→ **Task description**
Strip the pictures and reproduce the rest of the listing exactly.

→ **Material provided**

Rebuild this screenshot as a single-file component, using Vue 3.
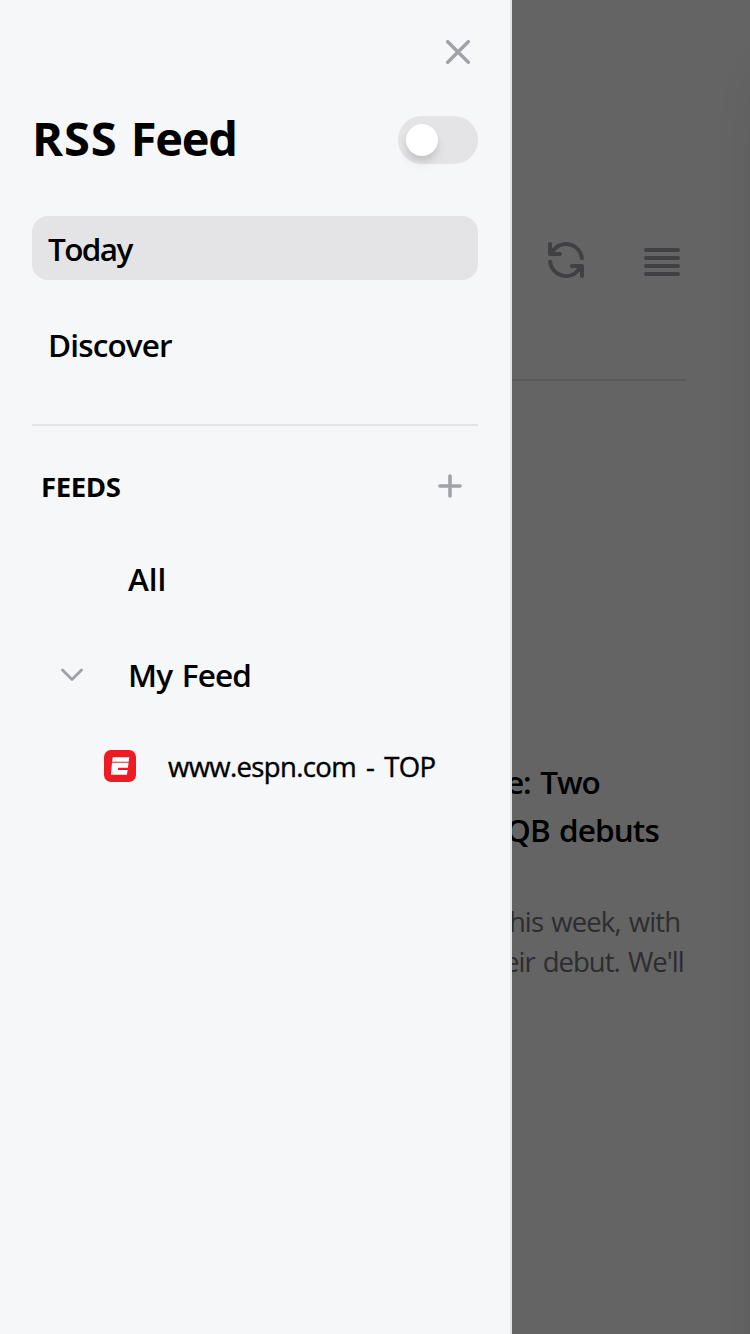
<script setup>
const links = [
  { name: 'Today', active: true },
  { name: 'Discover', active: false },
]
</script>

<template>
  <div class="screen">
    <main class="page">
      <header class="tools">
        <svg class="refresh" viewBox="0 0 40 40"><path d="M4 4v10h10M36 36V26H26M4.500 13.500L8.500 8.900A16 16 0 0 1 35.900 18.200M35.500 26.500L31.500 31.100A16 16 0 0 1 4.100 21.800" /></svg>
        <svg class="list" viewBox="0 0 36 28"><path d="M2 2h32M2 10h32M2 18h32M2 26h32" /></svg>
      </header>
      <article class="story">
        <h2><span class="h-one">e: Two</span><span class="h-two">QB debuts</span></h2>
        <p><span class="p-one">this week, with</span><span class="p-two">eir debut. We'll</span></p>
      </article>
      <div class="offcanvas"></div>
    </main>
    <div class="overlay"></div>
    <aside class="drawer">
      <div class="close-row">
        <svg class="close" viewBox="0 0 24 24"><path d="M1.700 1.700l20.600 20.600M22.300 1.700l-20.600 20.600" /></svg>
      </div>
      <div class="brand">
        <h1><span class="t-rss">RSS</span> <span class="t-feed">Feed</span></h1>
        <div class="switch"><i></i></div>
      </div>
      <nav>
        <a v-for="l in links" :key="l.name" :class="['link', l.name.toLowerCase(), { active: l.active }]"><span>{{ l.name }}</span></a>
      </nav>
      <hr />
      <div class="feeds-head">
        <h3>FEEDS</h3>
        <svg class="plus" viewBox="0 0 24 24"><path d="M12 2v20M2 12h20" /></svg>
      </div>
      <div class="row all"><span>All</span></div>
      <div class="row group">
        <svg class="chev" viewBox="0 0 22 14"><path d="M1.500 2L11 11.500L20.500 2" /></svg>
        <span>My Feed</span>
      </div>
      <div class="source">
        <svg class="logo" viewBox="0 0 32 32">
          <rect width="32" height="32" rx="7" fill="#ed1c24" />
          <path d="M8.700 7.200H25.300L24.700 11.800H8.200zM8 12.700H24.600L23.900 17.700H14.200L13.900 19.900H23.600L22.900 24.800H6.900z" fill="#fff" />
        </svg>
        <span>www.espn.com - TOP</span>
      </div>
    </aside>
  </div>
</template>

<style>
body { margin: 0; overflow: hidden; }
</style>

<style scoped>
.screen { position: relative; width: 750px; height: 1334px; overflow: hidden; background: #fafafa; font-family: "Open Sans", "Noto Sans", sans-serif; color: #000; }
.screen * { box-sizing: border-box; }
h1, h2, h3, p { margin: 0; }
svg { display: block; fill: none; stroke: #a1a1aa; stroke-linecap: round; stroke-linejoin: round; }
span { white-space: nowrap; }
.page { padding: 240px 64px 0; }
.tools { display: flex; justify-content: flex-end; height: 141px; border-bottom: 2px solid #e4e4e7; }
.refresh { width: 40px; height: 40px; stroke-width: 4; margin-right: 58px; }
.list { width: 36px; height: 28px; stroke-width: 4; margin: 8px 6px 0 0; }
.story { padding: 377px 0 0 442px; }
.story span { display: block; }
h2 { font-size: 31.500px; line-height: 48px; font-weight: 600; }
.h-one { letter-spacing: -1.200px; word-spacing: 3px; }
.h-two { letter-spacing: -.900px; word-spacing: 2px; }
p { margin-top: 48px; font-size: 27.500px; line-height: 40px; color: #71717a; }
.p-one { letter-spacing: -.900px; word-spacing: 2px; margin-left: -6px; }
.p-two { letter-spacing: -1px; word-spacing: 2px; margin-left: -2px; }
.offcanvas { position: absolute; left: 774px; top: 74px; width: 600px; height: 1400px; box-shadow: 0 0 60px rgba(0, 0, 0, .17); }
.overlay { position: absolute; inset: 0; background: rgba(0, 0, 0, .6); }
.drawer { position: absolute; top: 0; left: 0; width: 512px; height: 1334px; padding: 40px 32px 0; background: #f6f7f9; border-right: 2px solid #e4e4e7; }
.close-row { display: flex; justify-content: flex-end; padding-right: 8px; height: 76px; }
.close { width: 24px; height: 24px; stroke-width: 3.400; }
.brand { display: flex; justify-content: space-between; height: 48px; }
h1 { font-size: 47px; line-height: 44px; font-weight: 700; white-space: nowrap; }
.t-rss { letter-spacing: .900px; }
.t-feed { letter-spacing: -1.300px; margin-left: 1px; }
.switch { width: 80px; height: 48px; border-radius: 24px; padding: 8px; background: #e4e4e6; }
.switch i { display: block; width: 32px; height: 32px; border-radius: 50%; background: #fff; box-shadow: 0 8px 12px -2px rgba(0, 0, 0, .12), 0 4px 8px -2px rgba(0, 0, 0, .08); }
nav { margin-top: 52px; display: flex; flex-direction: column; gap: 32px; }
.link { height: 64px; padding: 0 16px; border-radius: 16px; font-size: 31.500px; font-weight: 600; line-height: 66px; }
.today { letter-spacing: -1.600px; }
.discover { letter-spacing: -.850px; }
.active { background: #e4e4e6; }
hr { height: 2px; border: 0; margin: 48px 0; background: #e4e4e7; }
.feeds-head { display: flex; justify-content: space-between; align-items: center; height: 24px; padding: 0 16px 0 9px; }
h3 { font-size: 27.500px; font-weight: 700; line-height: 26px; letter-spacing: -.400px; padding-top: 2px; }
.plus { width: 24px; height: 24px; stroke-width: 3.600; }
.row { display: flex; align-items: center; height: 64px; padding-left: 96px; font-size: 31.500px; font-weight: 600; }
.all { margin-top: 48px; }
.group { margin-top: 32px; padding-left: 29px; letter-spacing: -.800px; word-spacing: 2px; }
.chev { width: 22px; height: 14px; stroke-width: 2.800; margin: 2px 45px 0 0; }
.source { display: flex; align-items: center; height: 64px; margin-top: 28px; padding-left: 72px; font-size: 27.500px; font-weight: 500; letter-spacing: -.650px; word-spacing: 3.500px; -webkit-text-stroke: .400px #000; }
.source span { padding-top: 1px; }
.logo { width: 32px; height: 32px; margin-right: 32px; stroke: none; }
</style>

→ **Answer to the exercise**
Rebuild this screenshot as a single-file component, using Vue 3.
<script setup>
const links = [
  { name: 'Today', active: true },
  { name: 'Discover', active: false },
]
</script>

<template>
  <div class="screen">
    <main class="page">
      <header class="tools">
        <svg class="refresh" viewBox="0 0 40 40"><path d="M4 4v10h10M36 36V26H26M4.500 13.500L8.500 8.900A16 16 0 0 1 35.900 18.200M35.500 26.500L31.500 31.100A16 16 0 0 1 4.100 21.800" /></svg>
        <svg class="list" viewBox="0 0 36 28"><path d="M2 2h32M2 10h32M2 18h32M2 26h32" /></svg>
      </header>
      <article class="story">
        <h2><span class="h-one">e: Two</span><span class="h-two">QB debuts</span></h2>
        <p><span class="p-one">this week, with</span><span class="p-two">eir debut. We'll</span></p>
      </article>
      <div class="offcanvas"></div>
    </main>
    <div class="overlay"></div>
    <aside class="drawer">
      <div class="close-row">
        <svg class="close" viewBox="0 0 24 24"><path d="M1.700 1.700l20.600 20.600M22.300 1.700l-20.600 20.600" /></svg>
      </div>
      <div class="brand">
        <h1><span class="t-rss">RSS</span> <span class="t-feed">Feed</span></h1>
        <div class="switch"><i></i></div>
      </div>
      <nav>
        <a v-for="l in links" :key="l.name" :class="['link', l.name.toLowerCase(), { active: l.active }]"><span>{{ l.name }}</span></a>
      </nav>
      <hr />
      <div class="feeds-head">
        <h3>FEEDS</h3>
        <svg class="plus" viewBox="0 0 24 24"><path d="M12 2v20M2 12h20" /></svg>
      </div>
      <div class="row all"><span>All</span></div>
      <div class="row group">
        <svg class="chev" viewBox="0 0 22 14"><path d="M1.500 2L11 11.500L20.500 2" /></svg>
        <span>My Feed</span>
      </div>
      <div class="source">
        <svg class="logo" viewBox="0 0 32 32">
          <rect width="32" height="32" rx="7" fill="#ed1c24" />
          <path d="M8.700 7.200H25.300L24.700 11.800H8.200zM8 12.700H24.600L23.900 17.700H14.200L13.900 19.900H23.600L22.900 24.800H6.900z" fill="#fff" />
        </svg>
        <span>www.espn.com - TOP</span>
      </div>
    </aside>
  </div>
</template>

<style>
body { margin: 0; overflow: hidden; }
</style>

<style scoped>
.screen { position: relative; width: 750px; height: 1334px; overflow: hidden; background: #fafafa; font-family: "Open Sans", "Noto Sans", sans-serif; color: #000; }
.screen * { box-sizing: border-box; }
h1, h2, h3, p { margin: 0; }
svg { display: block; fill: none; stroke: #a1a1aa; stroke-linecap: round; stroke-linejoin: round; }
span { white-space: nowrap; }
.page { padding: 240px 64px 0; }
.tools { display: flex; justify-content: flex-end; height: 141px; border-bottom: 2px solid #e4e4e7; }
.refresh { width: 40px; height: 40px; stroke-width: 4; margin-right: 58px; }
.list { width: 36px; height: 28px; stroke-width: 4; margin: 8px 6px 0 0; }
.story { padding: 377px 0 0 442px; }
.story span { display: block; }
h2 { font-size: 31.500px; line-height: 48px; font-weight: 600; }
.h-one { letter-spacing: -1.200px; word-spacing: 3px; }
.h-two { letter-spacing: -.900px; word-spacing: 2px; }
p { margin-top: 48px; font-size: 27.500px; line-height: 40px; color: #71717a; }
.p-one { letter-spacing: -.900px; word-spacing: 2px; margin-left: -6px; }
.p-two { letter-spacing: -1px; word-spacing: 2px; margin-left: -2px; }
.offcanvas { position: absolute; left: 774px; top: 74px; width: 600px; height: 1400px; box-shadow: 0 0 60px rgba(0, 0, 0, .17); }
.overlay { position: absolute; inset: 0; background: rgba(0, 0, 0, .6); }
.drawer { position: absolute; top: 0; left: 0; width: 512px; height: 1334px; padding: 40px 32px 0; background: #f6f7f9; border-right: 2px solid #e4e4e7; }
.close-row { display: flex; justify-content: flex-end; padding-right: 8px; height: 76px; }
.close { width: 24px; height: 24px; stroke-width: 3.400; }
.brand { display: flex; justify-content: space-between; height: 48px; }
h1 { font-size: 47px; line-height: 44px; font-weight: 700; white-space: nowrap; }
.t-rss { letter-spacing: .900px; }
.t-feed { letter-spacing: -1.300px; margin-left: 1px; }
.switch { width: 80px; height: 48px; border-radius: 24px; padding: 8px; background: #e4e4e6; }
.switch i { display: block; width: 32px; height: 32px; border-radius: 50%; background: #fff; box-shadow: 0 8px 12px -2px rgba(0, 0, 0, .12), 0 4px 8px -2px rgba(0, 0, 0, .08); }
nav { margin-top: 52px; display: flex; flex-direction: column; gap: 32px; }
.link { height: 64px; padding: 0 16px; border-radius: 16px; font-size: 31.500px; font-weight: 600; line-height: 66px; }
.today { letter-spacing: -1.600px; }
.discover { letter-spacing: -.850px; }
.active { background: #e4e4e6; }
hr { height: 2px; border: 0; margin: 48px 0; background: #e4e4e7; }
.feeds-head { display: flex; justify-content: space-between; align-items: center; height: 24px; padding: 0 16px 0 9px; }
h3 { font-size: 27.500px; font-weight: 700; line-height: 26px; letter-spacing: -.400px; padding-top: 2px; }
.plus { width: 24px; height: 24px; stroke-width: 3.600; }
.row { display: flex; align-items: center; height: 64px; padding-left: 96px; font-size: 31.500px; font-weight: 600; }
.all { margin-top: 48px; }
.group { margin-top: 32px; padding-left: 29px; letter-spacing: -.800px; word-spacing: 2px; }
.chev { width: 22px; height: 14px; stroke-width: 2.800; margin: 2px 45px 0 0; }
.source { display: flex; align-items: center; height: 64px; margin-top: 28px; padding-left: 72px; font-size: 27.500px; font-weight: 500; letter-spacing: -.650px; word-spacing: 3.500px; -webkit-text-stroke: .400px #000; }
.source span { padding-top: 1px; }
.logo { width: 32px; height: 32px; margin-right: 32px; stroke: none; }
</style>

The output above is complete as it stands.